** START OF Information provided **

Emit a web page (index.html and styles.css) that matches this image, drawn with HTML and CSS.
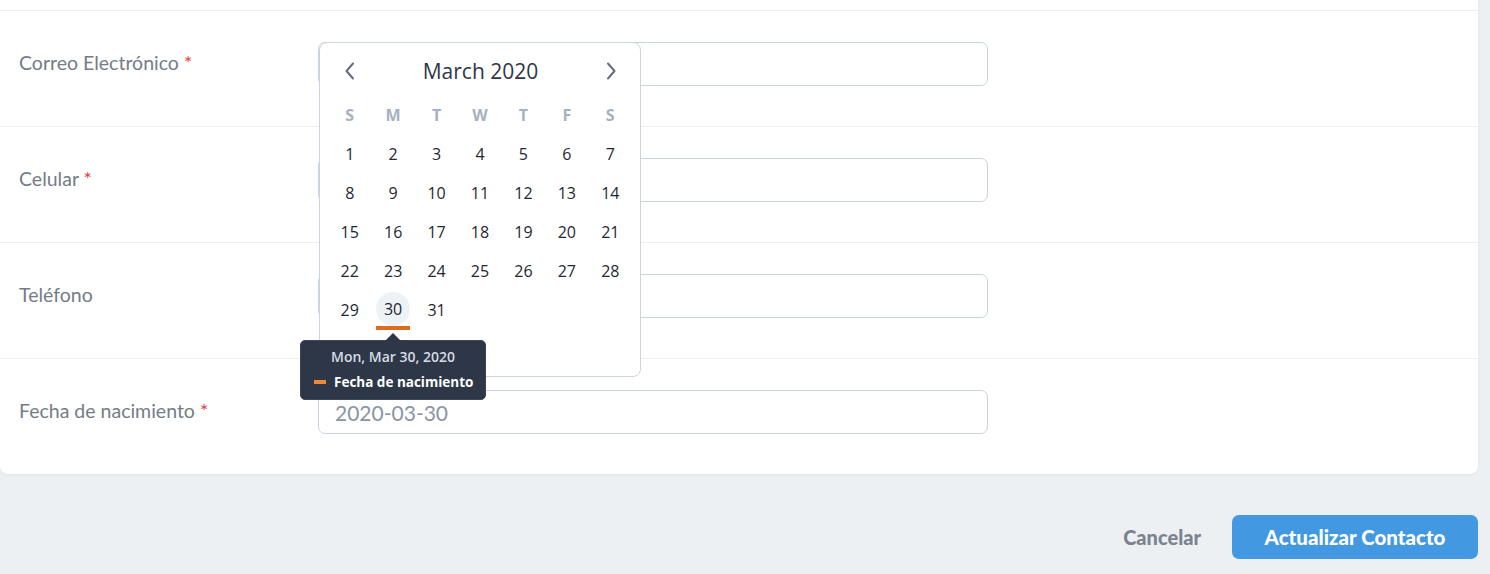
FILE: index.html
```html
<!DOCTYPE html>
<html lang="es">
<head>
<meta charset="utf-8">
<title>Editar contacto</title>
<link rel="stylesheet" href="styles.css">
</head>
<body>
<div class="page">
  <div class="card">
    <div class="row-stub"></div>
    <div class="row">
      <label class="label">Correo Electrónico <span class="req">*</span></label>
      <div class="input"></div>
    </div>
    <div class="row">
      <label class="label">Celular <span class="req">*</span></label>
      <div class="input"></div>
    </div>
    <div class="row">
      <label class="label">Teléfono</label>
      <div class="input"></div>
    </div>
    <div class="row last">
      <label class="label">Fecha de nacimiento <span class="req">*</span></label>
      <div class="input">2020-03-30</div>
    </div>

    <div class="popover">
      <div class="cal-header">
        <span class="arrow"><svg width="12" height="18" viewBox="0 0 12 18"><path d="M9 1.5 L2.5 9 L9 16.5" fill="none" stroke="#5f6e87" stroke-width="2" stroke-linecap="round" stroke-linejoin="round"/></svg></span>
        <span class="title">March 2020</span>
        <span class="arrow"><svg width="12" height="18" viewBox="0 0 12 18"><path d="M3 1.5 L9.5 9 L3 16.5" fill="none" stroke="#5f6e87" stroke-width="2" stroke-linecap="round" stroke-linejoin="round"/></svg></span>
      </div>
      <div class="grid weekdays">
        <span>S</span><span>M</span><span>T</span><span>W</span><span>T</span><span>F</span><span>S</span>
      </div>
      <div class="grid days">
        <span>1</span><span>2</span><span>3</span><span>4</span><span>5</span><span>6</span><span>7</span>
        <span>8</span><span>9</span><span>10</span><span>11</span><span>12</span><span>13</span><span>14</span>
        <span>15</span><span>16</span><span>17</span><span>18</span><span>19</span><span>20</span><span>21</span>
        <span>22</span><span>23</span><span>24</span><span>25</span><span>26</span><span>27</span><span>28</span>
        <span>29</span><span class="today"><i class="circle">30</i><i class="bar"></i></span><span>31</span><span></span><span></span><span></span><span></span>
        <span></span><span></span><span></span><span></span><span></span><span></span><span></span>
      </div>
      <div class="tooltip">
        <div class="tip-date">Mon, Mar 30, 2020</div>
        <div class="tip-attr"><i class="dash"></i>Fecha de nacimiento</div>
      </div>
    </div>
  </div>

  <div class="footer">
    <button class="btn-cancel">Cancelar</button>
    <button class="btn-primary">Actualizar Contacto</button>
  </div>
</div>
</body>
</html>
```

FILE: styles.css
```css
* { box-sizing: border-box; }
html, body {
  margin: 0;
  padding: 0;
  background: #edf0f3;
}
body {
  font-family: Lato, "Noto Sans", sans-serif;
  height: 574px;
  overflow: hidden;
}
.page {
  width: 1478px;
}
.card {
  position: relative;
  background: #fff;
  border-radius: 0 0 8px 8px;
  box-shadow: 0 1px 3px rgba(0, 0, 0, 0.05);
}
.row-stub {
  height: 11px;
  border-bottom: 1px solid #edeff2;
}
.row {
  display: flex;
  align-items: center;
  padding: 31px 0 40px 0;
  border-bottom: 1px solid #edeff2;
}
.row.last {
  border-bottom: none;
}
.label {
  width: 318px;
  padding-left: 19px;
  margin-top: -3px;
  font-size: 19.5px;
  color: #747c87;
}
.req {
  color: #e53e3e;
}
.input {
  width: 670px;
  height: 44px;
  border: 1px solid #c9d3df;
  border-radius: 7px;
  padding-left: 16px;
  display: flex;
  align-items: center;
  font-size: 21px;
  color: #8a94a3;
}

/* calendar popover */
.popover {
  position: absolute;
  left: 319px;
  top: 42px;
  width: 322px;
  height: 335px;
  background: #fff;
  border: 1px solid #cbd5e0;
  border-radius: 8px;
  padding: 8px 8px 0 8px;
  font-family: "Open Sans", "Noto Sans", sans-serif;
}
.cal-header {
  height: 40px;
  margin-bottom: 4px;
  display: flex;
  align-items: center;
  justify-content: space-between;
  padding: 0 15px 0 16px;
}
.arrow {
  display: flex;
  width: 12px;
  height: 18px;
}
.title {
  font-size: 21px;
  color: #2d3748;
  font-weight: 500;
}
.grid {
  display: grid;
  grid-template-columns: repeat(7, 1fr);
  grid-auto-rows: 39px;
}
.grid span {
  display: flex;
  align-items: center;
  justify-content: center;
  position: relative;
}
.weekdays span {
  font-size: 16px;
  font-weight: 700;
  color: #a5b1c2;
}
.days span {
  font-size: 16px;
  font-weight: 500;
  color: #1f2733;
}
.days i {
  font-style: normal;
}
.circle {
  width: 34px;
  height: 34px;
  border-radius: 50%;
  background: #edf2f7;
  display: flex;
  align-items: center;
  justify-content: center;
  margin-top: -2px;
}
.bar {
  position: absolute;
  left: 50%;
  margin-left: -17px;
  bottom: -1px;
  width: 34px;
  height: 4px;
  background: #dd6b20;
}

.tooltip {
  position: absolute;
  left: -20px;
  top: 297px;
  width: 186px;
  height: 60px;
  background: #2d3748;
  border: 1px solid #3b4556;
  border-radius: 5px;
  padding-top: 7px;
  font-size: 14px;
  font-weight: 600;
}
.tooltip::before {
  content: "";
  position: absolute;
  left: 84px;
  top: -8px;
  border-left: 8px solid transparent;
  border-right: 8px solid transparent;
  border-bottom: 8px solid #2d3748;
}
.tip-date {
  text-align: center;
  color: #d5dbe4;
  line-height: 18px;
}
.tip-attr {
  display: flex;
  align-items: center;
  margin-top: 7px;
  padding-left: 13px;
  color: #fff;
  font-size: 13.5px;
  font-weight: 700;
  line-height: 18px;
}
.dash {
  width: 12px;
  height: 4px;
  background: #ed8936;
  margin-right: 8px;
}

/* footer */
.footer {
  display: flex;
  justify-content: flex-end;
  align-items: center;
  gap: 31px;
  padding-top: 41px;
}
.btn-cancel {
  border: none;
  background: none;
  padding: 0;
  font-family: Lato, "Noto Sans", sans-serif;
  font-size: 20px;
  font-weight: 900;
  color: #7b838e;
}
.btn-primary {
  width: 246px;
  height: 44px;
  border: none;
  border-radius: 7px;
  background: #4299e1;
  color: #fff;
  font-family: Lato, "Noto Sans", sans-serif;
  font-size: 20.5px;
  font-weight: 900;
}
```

** END OF Information provided **

Write out again every line above exactly as given; the pictures do not belong in the copy.

▶ **Output for this task**
Emit a web page (index.html and styles.css) that matches this image, drawn with HTML and CSS.
FILE: index.html
```html
<!DOCTYPE html>
<html lang="es">
<head>
<meta charset="utf-8">
<title>Editar contacto</title>
<link rel="stylesheet" href="styles.css">
</head>
<body>
<div class="page">
  <div class="card">
    <div class="row-stub"></div>
    <div class="row">
      <label class="label">Correo Electrónico <span class="req">*</span></label>
      <div class="input"></div>
    </div>
    <div class="row">
      <label class="label">Celular <span class="req">*</span></label>
      <div class="input"></div>
    </div>
    <div class="row">
      <label class="label">Teléfono</label>
      <div class="input"></div>
    </div>
    <div class="row last">
      <label class="label">Fecha de nacimiento <span class="req">*</span></label>
      <div class="input">2020-03-30</div>
    </div>

    <div class="popover">
      <div class="cal-header">
        <span class="arrow"><svg width="12" height="18" viewBox="0 0 12 18"><path d="M9 1.5 L2.5 9 L9 16.5" fill="none" stroke="#5f6e87" stroke-width="2" stroke-linecap="round" stroke-linejoin="round"/></svg></span>
        <span class="title">March 2020</span>
        <span class="arrow"><svg width="12" height="18" viewBox="0 0 12 18"><path d="M3 1.5 L9.5 9 L3 16.5" fill="none" stroke="#5f6e87" stroke-width="2" stroke-linecap="round" stroke-linejoin="round"/></svg></span>
      </div>
      <div class="grid weekdays">
        <span>S</span><span>M</span><span>T</span><span>W</span><span>T</span><span>F</span><span>S</span>
      </div>
      <div class="grid days">
        <span>1</span><span>2</span><span>3</span><span>4</span><span>5</span><span>6</span><span>7</span>
        <span>8</span><span>9</span><span>10</span><span>11</span><span>12</span><span>13</span><span>14</span>
        <span>15</span><span>16</span><span>17</span><span>18</span><span>19</span><span>20</span><span>21</span>
        <span>22</span><span>23</span><span>24</span><span>25</span><span>26</span><span>27</span><span>28</span>
        <span>29</span><span class="today"><i class="circle">30</i><i class="bar"></i></span><span>31</span><span></span><span></span><span></span><span></span>
        <span></span><span></span><span></span><span></span><span></span><span></span><span></span>
      </div>
      <div class="tooltip">
        <div class="tip-date">Mon, Mar 30, 2020</div>
        <div class="tip-attr"><i class="dash"></i>Fecha de nacimiento</div>
      </div>
    </div>
  </div>

  <div class="footer">
    <button class="btn-cancel">Cancelar</button>
    <button class="btn-primary">Actualizar Contacto</button>
  </div>
</div>
</body>
</html>
```

FILE: styles.css
```css
* { box-sizing: border-box; }
html, body {
  margin: 0;
  padding: 0;
  background: #edf0f3;
}
body {
  font-family: Lato, "Noto Sans", sans-serif;
  height: 574px;
  overflow: hidden;
}
.page {
  width: 1478px;
}
.card {
  position: relative;
  background: #fff;
  border-radius: 0 0 8px 8px;
  box-shadow: 0 1px 3px rgba(0, 0, 0, 0.05);
}
.row-stub {
  height: 11px;
  border-bottom: 1px solid #edeff2;
}
.row {
  display: flex;
  align-items: center;
  padding: 31px 0 40px 0;
  border-bottom: 1px solid #edeff2;
}
.row.last {
  border-bottom: none;
}
.label {
  width: 318px;
  padding-left: 19px;
  margin-top: -3px;
  font-size: 19.5px;
  color: #747c87;
}
.req {
  color: #e53e3e;
}
.input {
  width: 670px;
  height: 44px;
  border: 1px solid #c9d3df;
  border-radius: 7px;
  padding-left: 16px;
  display: flex;
  align-items: center;
  font-size: 21px;
  color: #8a94a3;
}

/* calendar popover */
.popover {
  position: absolute;
  left: 319px;
  top: 42px;
  width: 322px;
  height: 335px;
  background: #fff;
  border: 1px solid #cbd5e0;
  border-radius: 8px;
  padding: 8px 8px 0 8px;
  font-family: "Open Sans", "Noto Sans", sans-serif;
}
.cal-header {
  height: 40px;
  margin-bottom: 4px;
  display: flex;
  align-items: center;
  justify-content: space-between;
  padding: 0 15px 0 16px;
}
.arrow {
  display: flex;
  width: 12px;
  height: 18px;
}
.title {
  font-size: 21px;
  color: #2d3748;
  font-weight: 500;
}
.grid {
  display: grid;
  grid-template-columns: repeat(7, 1fr);
  grid-auto-rows: 39px;
}
.grid span {
  display: flex;
  align-items: center;
  justify-content: center;
  position: relative;
}
.weekdays span {
  font-size: 16px;
  font-weight: 700;
  color: #a5b1c2;
}
.days span {
  font-size: 16px;
  font-weight: 500;
  color: #1f2733;
}
.days i {
  font-style: normal;
}
.circle {
  width: 34px;
  height: 34px;
  border-radius: 50%;
  background: #edf2f7;
  display: flex;
  align-items: center;
  justify-content: center;
  margin-top: -2px;
}
.bar {
  position: absolute;
  left: 50%;
  margin-left: -17px;
  bottom: -1px;
  width: 34px;
  height: 4px;
  background: #dd6b20;
}

.tooltip {
  position: absolute;
  left: -20px;
  top: 297px;
  width: 186px;
  height: 60px;
  background: #2d3748;
  border: 1px solid #3b4556;
  border-radius: 5px;
  padding-top: 7px;
  font-size: 14px;
  font-weight: 600;
}
.tooltip::before {
  content: "";
  position: absolute;
  left: 84px;
  top: -8px;
  border-left: 8px solid transparent;
  border-right: 8px solid transparent;
  border-bottom: 8px solid #2d3748;
}
.tip-date {
  text-align: center;
  color: #d5dbe4;
  line-height: 18px;
}
.tip-attr {
  display: flex;
  align-items: center;
  margin-top: 7px;
  padding-left: 13px;
  color: #fff;
  font-size: 13.5px;
  font-weight: 700;
  line-height: 18px;
}
.dash {
  width: 12px;
  height: 4px;
  background: #ed8936;
  margin-right: 8px;
}

/* footer */
.footer {
  display: flex;
  justify-content: flex-end;
  align-items: center;
  gap: 31px;
  padding-top: 41px;
}
.btn-cancel {
  border: none;
  background: none;
  padding: 0;
  font-family: Lato, "Noto Sans", sans-serif;
  font-size: 20px;
  font-weight: 900;
  color: #7b838e;
}
.btn-primary {
  width: 246px;
  height: 44px;
  border: none;
  border-radius: 7px;
  background: #4299e1;
  color: #fff;
  font-family: Lato, "Noto Sans", sans-serif;
  font-size: 20.5px;
  font-weight: 900;
}
```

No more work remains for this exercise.